The Stress in America™ survey was conducted online within the United States by Harris Interactive on behalf of the American Psychological Association between Aug. 3 and 31, 2012, among 2,020 adults ages 18+ who reside in the U.S.

The four generations noted in this report are defined as the following: Millennials n=340 (18- to 33-year-olds), Generation X n=397 (34- to 47-year-olds), Boomers n=1040 (48- to 66-year-olds) and Matures n=243 (67 years and older). For the purposes of this report, Generation X will be referred to as “Gen Xers” in brief.

Among the 2,020 adults surveyed, 1,424 report having been diagnosed with one or more of the following: Type 1 diabetes, Type 2 diabetes, cancer, heart disease or heart attack, high cholesterol, high blood pressure, overweight, stroke, asthma or other respiratory disease, chronic pain, depression, an anxiety disorder, arthritis or obesity.

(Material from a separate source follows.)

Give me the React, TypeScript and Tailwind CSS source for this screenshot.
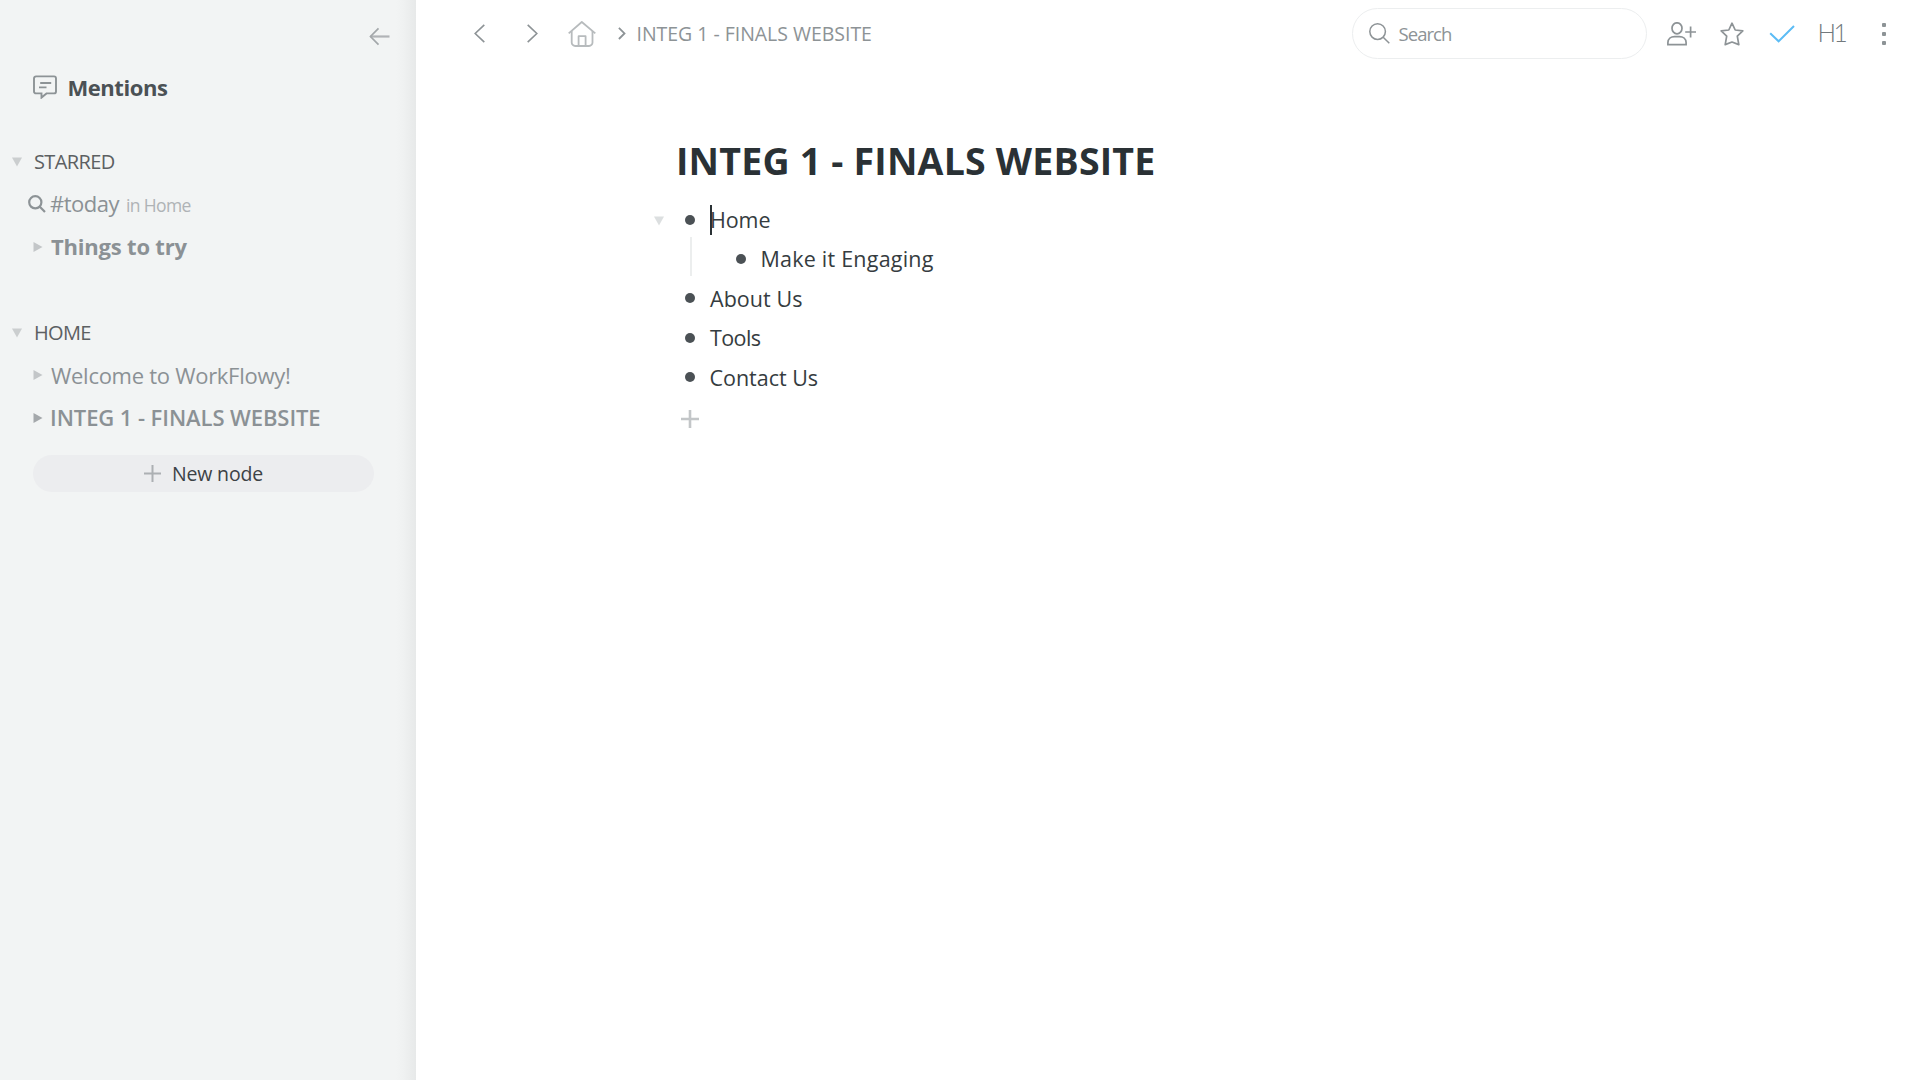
import type { ReactNode } from 'react';

function Triangle({ dir, className }: { dir: 'down' | 'right'; className: string }) {
  return (
    <svg width="10" height="10" viewBox="0 0 10 10" className={`shrink-0 ${className}`} fill="currentColor">
      <path d={dir === 'down' ? 'M0 0.5H10L5 9.5Z' : 'M0.5 0V10L9.5 5Z'} />
    </svg>
  );
}

function SectionHeader({ label, className }: { label: string; className: string }) {
  return (
    <div className="flex h-[42px] items-center pl-3">
      <Triangle dir="down" className="mt-0.5 text-[#cbcecf]" />
      <span className={`ml-3 mt-px text-[20px] text-[#5c6062] ${className}`}>{label}</span>
    </div>
  );
}

function TreeItem({ icon, children }: { icon: ReactNode; children: ReactNode }) {
  return (
    <div className="flex h-[43px] items-center text-[22px] text-[#8b9195]">
      <div className="flex w-[50px] shrink-0 justify-end">{icon}</div>
      {children}
    </div>
  );
}

function Bullet() {
  return <span className="h-2.5 w-2.5 shrink-0 rounded-full bg-[#4b5155]" />;
}

function OutlineRow({ label, className }: { label: string; className: string }) {
  return (
    <div className="flex h-[39.4px] items-center">
      <Bullet />
      <span className={`mt-px text-[21.5px] text-[#353c40] ${className}`}>{label}</span>
    </div>
  );
}

function Sidebar() {
  return (
    <aside className="flex w-[416px] shrink-0 flex-col bg-[linear-gradient(to_right,#f2f4f4_396px,#eff1f1_404px,#e7e9e9_416px)]">
      <div className="flex h-[72px] justify-end pr-[26px] pt-[27px]">
        <svg width="21" height="19" viewBox="0 0 21 19" fill="none" stroke="#b0b3b6" strokeWidth="2">
          <path d="M20.5 9.5H1.5" strokeWidth="2.2" />
          <path d="M9.5 1.3L1.5 9.5L9.5 17.7" stroke="#a3a7aa" strokeWidth="1.7" />
        </svg>
      </div>
      <div className="flex h-[31px] items-center pl-[33px]">
        <svg width="24" height="24" viewBox="0 0 24 24" fill="none" stroke="#8d9396" strokeWidth="1.9" className="-mt-0.5 shrink-0">
          <path d="M3 1.4H21A2 2 0 0 1 23 3.4V16.4A2 2 0 0 1 21 18.4H13.5L8.5 22.6V18.4H3A2 2 0 0 1 1 16.4V3.4A2 2 0 0 1 3 1.4Z" />
          <path d="M7.2 8H18.2M6 12.4H13.5" />
        </svg>
        <span className="ml-[10.5px] text-[22px] font-bold tracking-[-0.45px] text-[#4b5155]">Mentions</span>
      </div>
      <div className="mt-[37px]">
        <SectionHeader label="STARRED" className="tracking-[-0.6px]" />
        <TreeItem
          icon={
            <svg width="18" height="18" viewBox="0 0 18 18" fill="none" stroke="#8d9396" strokeWidth="2.2" className="mr-1">
              <circle cx="7.3" cy="7.3" r="6.1" />
              <path d="M11.8 11.8L17 17" />
            </svg>
          }
        >
          <span className="tracking-[-0.5px]">#today</span>
          <span className="ml-[7px] mt-[3px] text-[17.5px] tracking-[-0.65px] text-[#afb3b6]">in Home</span>
        </TreeItem>
        <TreeItem icon={<Triangle dir="right" className="mr-[7px] text-[#c3c6c8]" />}>
          <span className="ml-[1px] font-bold tracking-[-0.2px]">Things to try</span>
        </TreeItem>
      </div>
      <div className="mt-[43px]">
        <SectionHeader label="HOME" className="tracking-[-0.7px]" />
        <TreeItem icon={<Triangle dir="right" className="mr-[7px] text-[#c3c6c8]" />}>
          <span className="ml-[1px] mt-px tracking-[-0.28px]">Welcome to WorkFlowy!</span>
        </TreeItem>
        <TreeItem icon={<Triangle dir="right" className="mr-[7px] text-[#a4a8ab]" />}>
          <span className="font-semibold tracking-[-0.08px]">INTEG 1 - FINALS WEBSITE</span>
        </TreeItem>
      </div>
      <button className="ml-[33px] mt-4 flex h-[37px] w-[341px] items-center justify-center rounded-full bg-[#ecedef]">
        <svg width="17" height="17" viewBox="0 0 17 17" stroke="#acb0b3" strokeWidth="2">
          <path d="M8.5 0V17M0 8.5H17" />
        </svg>
        <span className="ml-[11px] text-[19.5px] tracking-[-0.2px] text-[#3c4246]">New node</span>
      </button>
    </aside>
  );
}

function TopBar() {
  return (
    <header className="flex h-[67px] items-center pl-[58px] text-[#8d9396]">
      <svg width="11" height="19" viewBox="0 0 11 19" fill="none" stroke="currentColor" strokeWidth="1.6">
        <path d="M10.3 0.8L1.2 9.5L10.3 18.2" />
      </svg>
      <svg width="11" height="19" viewBox="0 0 11 19" fill="none" stroke="currentColor" strokeWidth="1.6" className="ml-[42px]">
        <path d="M0.7 0.8L9.8 9.5L0.7 18.2" />
      </svg>
      <svg width="28" height="26" viewBox="0 0 28 26" fill="none" stroke="#b7bbbd" strokeWidth="1.8" className="ml-[30px]" strokeLinejoin="round">
        <path d="M0.7 12.4L13.8 1L27.3 12.4" />
        <path d="M3.7 10V21.5A3.5 3.5 0 0 0 7.2 25H21A3.5 3.5 0 0 0 24.5 21.5V10" />
        <path d="M10.6 25V15.2H17.6V25" />
      </svg>
      <svg width="8" height="13" viewBox="0 0 8 13" fill="none" stroke="currentColor" strokeWidth="1.8" className="ml-[22px]">
        <path d="M0.9 0.9L6.5 6.4L0.9 12" />
      </svg>
      <span className="ml-[10.5px] text-[19.5px] tracking-[-0.03px]">INTEG 1 - FINALS WEBSITE</span>
      <div className="ml-auto flex h-[51px] w-[295px] items-center rounded-full border-[1.5px] border-[#eceeef] pl-[16px]">
        <svg width="21" height="21" viewBox="0 0 21 21" fill="none" stroke="currentColor" strokeWidth="1.5">
          <circle cx="8.6" cy="8.6" r="7.8" />
          <path d="M14.2 14.2L20.3 20.3" />
        </svg>
        <span className="ml-[9px] text-[18.5px] tracking-[-0.95px]">Search</span>
      </div>
      <svg width="29" height="24" viewBox="0 0 29 24" fill="none" stroke="currentColor" strokeWidth="1.7" className="ml-5">
        <ellipse cx="10" cy="6.3" rx="5" ry="5.5" />
        <path d="M0.9 22.6V20.6C0.9 16.8 4 14.6 7.5 14.6H12.5C16 14.6 19.1 16.8 19.1 20.6V22.6Z" />
        <path d="M23.6 4.5V15.5M18.2 10H29" />
      </svg>
      <svg width="24" height="24" viewBox="0 0 24 24" fill="none" stroke="currentColor" strokeWidth="1.7" strokeLinejoin="round" className="ml-6">
        <path d="M12 1.2L15.2 8L22.8 8.9L17.3 14.2L18.8 22.6L12 20L5.2 22.6L6.7 14.2L1.2 8.9L8.8 8Z" />
      </svg>
      <svg width="26" height="18" viewBox="0 0 26 18" fill="none" stroke="#5cbcf5" strokeWidth="2" className="ml-[25px]">
        <path d="M1.2 8.2L9.6 16.3L25 1" />
      </svg>
      <span className="ml-[23px] w-7 font-['Lato',sans-serif] text-[24.5px] font-light tracking-[-2.6px] text-[#72797d]">H1</span>
      <div className="ml-[36.5px] mr-[34px] flex flex-col gap-[5px]">
        <span className="h-1 w-1 rounded-[1px] bg-[#8d9396]" />
        <span className="h-1 w-1 rounded-[1px] bg-[#8d9396]" />
        <span className="h-1 w-1 rounded-[1px] bg-[#8d9396]" />
      </div>
    </header>
  );
}

function Outline() {
  return (
    <section className="pl-[238px] pt-[69px]">
      <h1 className="ml-[22px] h-[50px] text-[37.5px] font-bold leading-[50px] tracking-[0.2px] text-[#2a3135]">INTEG 1 - FINALS WEBSITE</h1>
      <div className="mt-[14px] flex h-[39.4px] items-center">
        <Triangle dir="down" className="mt-[2px] text-[#dcdfe0]" />
        <span className="ml-[21px] flex"><Bullet /></span>
        <span className="ml-[15px] h-[30px] w-[1.5px] bg-[#2a3135]" />
        <span className="ml-[-1.5px] text-[21.5px] tracking-[-0.1px] text-[#353c40]">Home</span>
      </div>
      <div className="ml-[36px] flex h-[39.4px] items-center">
        <span className="mr-[44px] h-[39px] w-[1.5px] -translate-y-[3px] bg-[#eceeee]" />
        <OutlineRow label="Make it Engaging" className="ml-[15px] tracking-[0.22px]" />
      </div>
      <div className="ml-[31px]">
        <OutlineRow label="About Us" className="ml-[15px] tracking-[0.05px]" />
        <OutlineRow label="Tools" className="ml-[15px] tracking-[-0.6px]" />
        <OutlineRow label="Contact Us" className="ml-[14.5px] tracking-[-0.02px]" />
      </div>
      <svg width="18" height="18" viewBox="0 0 18 18" stroke="#c3c6c8" strokeWidth="2.6" className="ml-[27px] mt-[13px]">
        <path d="M9 0V18M0 9H18" />
      </svg>
    </section>
  );
}

export default function App() {
  return (
    <div className="flex h-screen w-full overflow-hidden whitespace-nowrap bg-white font-['Open_Sans','Noto_Sans',sans-serif]">
      <Sidebar />
      <main className="min-w-0 flex-1">
        <TopBar />
        <Outline />
      </main>
    </div>
  );
}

For the purposes of this report, this group will be referred to as “people with a chronic illness” or “chronic illness” in brief.

For the purposes of this report, the phrase “describes” represents respondents who selected “describes completely.” In addition, health care providers are referenced throughout the report as “providers” and “HCPs.”

Results were weighted to reflect the composition of the U.S. population ages 18+ as needed for age, sex, race/ethnicity, education, region and household income. For each of the city reports, results were weighted as needed for age, sex, race/ethnicity, education, region and household income among the entire population within the specific Metropolitan Statistical Area for each city as designated by the U.S. Office of Management and Budget. In addition to the national sample, oversamples in eight cities were collected resulting in a total of 1,715 interviews. Propensity score weighting was also used to adjust for respondents’ propensity to be online.

All sample surveys and polls, whether or not they use probability sampling, are subject to multiple sources of error, which are most often not possible to quantify or estimate, including sampling error, coverage error, error associated with nonresponse, error associated with question wording and response options, and post-survey weighting and adjustments. Therefore, Harris Interactive avoids the words “margin of error” as they are misleading. All that can be calculated are different possible sampling errors with different probabilities for pure, unweighted, random samples with 100 percent response rates. These are only theoretical because no published polls come close to this ideal.

Respondents for this survey were selected from among those who have agreed to participate in Harris Interactive surveys. Because the sample is based on those who were invited and agreed to participate in the Harris Interactive online research panel, no estimates of theoretical sampling error can be calculated.